Not enough fish in the sea: Start-up works to culture sushi-grade salmon


In San Francisco, Wildtype is working to grow sushi-grade salmon in a lab amid dangerously depleted ocean populations and factory farming beset with pest problems.

The startup gives salmon cells nutrients, sugars, salts, amino acids and growth factor to “grow” salmon tissue in its lab.   “This is applicable to other species than the salmon that we have worked on,” Wildtype co-founder Arye Elfenbein told Tech Crunch. “We basically create a scaffold that provides the right guidance…for cells to take up fats in different places or become more striated.”

Rising water temperatures and overfishing are depleting wild salmon populations, with the number of wild Atlantic salmon cut in half since the 1970s. Factory farming is difficult because of difficulty with parasites, namely sea lice.
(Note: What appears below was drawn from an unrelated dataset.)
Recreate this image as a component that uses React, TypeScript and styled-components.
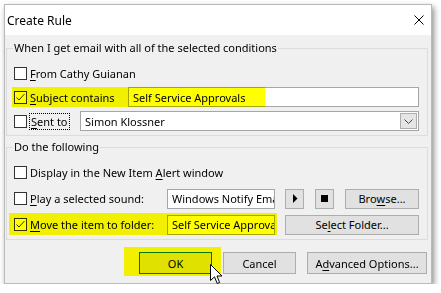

Wildtype salmon is also free of mercury and microplastics that conventional fish often contain.

The company estimates it will be about 5 years before its salmon is available at your local supermarket, but chefs can get on a preorder waitlist. Early tests have gotten high marks on texture, but taste and cost—it currently takes about $200 to produce enough lab-grown salmon for one sushi roll—still need some work.

“The dream vision is the cleanest, purest, freshest salmon, without contaminants or antibiotics, for a price lower than farmed Atlantic salmon,” said cofounder Justin Kolbeck.